### DATA BLOCK
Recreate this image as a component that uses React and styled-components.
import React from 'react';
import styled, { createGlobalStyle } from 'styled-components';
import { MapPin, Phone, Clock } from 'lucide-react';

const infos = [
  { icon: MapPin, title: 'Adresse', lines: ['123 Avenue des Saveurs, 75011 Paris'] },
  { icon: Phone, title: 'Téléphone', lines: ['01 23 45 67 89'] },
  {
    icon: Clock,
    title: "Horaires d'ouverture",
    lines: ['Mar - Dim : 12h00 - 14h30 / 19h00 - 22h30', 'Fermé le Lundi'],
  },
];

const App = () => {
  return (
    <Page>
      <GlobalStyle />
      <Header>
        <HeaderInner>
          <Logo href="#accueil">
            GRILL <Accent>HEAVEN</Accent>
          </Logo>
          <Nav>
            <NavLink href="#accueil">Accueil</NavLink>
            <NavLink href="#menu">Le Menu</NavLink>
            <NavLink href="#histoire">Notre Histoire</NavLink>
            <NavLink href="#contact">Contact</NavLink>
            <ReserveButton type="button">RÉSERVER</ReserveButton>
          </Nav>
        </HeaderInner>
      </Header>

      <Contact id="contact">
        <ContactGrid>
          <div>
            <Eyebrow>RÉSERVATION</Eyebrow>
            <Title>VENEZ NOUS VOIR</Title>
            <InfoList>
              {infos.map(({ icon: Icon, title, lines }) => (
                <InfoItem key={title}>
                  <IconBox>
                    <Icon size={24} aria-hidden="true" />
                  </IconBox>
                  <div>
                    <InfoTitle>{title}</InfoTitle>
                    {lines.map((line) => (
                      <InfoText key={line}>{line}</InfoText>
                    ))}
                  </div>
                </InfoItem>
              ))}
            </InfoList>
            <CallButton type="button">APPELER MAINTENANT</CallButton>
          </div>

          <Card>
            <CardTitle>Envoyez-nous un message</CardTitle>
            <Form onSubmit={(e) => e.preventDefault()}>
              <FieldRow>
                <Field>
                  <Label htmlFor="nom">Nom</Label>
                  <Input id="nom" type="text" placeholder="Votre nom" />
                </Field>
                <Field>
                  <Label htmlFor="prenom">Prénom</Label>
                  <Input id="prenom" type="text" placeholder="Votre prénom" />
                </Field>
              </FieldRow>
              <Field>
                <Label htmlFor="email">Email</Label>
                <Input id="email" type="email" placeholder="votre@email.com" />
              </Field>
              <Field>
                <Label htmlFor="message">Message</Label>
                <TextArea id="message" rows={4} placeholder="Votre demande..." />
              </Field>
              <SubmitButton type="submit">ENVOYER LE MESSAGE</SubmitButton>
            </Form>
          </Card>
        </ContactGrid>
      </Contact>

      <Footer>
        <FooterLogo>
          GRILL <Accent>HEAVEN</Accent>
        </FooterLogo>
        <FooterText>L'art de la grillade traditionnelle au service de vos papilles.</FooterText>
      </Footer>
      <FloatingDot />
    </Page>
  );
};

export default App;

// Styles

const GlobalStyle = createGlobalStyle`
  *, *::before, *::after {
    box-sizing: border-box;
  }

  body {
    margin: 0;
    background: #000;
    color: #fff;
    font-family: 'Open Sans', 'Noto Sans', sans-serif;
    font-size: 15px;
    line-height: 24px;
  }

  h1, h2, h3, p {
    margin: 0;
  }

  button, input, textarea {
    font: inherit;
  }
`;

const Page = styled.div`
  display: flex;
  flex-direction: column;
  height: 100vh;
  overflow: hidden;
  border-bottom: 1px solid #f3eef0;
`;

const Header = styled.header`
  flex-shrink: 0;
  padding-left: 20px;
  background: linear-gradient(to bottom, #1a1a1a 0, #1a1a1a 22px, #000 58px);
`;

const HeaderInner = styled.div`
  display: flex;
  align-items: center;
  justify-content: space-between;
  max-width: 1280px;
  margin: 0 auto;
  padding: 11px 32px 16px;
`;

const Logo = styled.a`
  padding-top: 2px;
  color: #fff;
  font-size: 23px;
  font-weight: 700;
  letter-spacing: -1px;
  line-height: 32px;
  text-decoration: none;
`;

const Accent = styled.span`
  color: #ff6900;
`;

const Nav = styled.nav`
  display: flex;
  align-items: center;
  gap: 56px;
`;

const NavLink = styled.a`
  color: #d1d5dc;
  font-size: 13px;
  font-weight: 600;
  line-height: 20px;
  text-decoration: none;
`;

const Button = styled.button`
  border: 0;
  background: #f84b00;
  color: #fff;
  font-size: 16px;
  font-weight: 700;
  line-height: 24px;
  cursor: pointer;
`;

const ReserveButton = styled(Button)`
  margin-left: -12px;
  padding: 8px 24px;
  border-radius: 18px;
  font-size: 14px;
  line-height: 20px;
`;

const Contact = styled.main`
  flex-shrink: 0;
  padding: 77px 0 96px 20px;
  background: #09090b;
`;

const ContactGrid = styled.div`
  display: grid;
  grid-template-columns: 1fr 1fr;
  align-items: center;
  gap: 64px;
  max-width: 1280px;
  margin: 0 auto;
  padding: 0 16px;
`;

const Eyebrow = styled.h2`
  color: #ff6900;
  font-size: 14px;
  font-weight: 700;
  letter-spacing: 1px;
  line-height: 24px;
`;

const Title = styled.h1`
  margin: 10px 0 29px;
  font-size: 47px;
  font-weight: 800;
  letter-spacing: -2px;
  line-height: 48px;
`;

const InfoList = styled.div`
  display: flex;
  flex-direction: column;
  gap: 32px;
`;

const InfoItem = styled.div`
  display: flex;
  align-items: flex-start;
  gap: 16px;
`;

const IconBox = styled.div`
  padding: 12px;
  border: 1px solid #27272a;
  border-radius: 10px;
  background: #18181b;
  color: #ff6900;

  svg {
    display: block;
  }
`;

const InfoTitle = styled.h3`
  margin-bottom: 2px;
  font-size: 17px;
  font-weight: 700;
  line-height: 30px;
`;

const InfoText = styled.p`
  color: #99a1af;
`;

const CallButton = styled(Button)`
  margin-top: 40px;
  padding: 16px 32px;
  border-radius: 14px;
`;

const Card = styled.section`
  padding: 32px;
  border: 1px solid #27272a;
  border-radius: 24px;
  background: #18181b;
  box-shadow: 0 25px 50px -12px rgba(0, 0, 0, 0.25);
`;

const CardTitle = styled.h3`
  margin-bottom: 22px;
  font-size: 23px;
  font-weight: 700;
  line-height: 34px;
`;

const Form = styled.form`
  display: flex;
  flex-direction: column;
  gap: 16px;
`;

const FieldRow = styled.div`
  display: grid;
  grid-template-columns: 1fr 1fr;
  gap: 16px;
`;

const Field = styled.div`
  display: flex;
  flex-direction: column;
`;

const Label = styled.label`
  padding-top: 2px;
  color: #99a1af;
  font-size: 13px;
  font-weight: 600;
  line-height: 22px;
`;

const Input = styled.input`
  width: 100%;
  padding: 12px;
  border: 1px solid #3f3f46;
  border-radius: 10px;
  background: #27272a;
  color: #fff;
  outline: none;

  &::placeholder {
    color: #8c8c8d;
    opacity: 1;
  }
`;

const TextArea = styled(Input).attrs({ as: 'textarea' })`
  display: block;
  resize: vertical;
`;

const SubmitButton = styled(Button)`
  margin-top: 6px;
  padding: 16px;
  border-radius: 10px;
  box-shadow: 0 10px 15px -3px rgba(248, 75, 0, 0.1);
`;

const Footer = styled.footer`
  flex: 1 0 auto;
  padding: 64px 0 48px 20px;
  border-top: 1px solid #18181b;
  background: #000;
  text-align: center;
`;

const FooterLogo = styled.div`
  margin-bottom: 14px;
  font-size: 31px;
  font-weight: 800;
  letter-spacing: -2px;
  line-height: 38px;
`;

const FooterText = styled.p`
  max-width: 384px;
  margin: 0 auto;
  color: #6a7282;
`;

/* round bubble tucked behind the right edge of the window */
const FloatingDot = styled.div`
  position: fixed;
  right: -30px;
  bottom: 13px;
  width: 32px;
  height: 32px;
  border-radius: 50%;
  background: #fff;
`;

### STATED PROBLEM
Quote exactly the stretch of lines above that starts at the first one and ends at the line with "MapPin, Phone, Clock", and nothing beyond it.

### SOLVED PROBLEM
Recreate this image as a component that uses React and styled-components.
import React from 'react';
import styled, { createGlobalStyle } from 'styled-components';
import { MapPin, Phone, Clock } from 'lucide-react';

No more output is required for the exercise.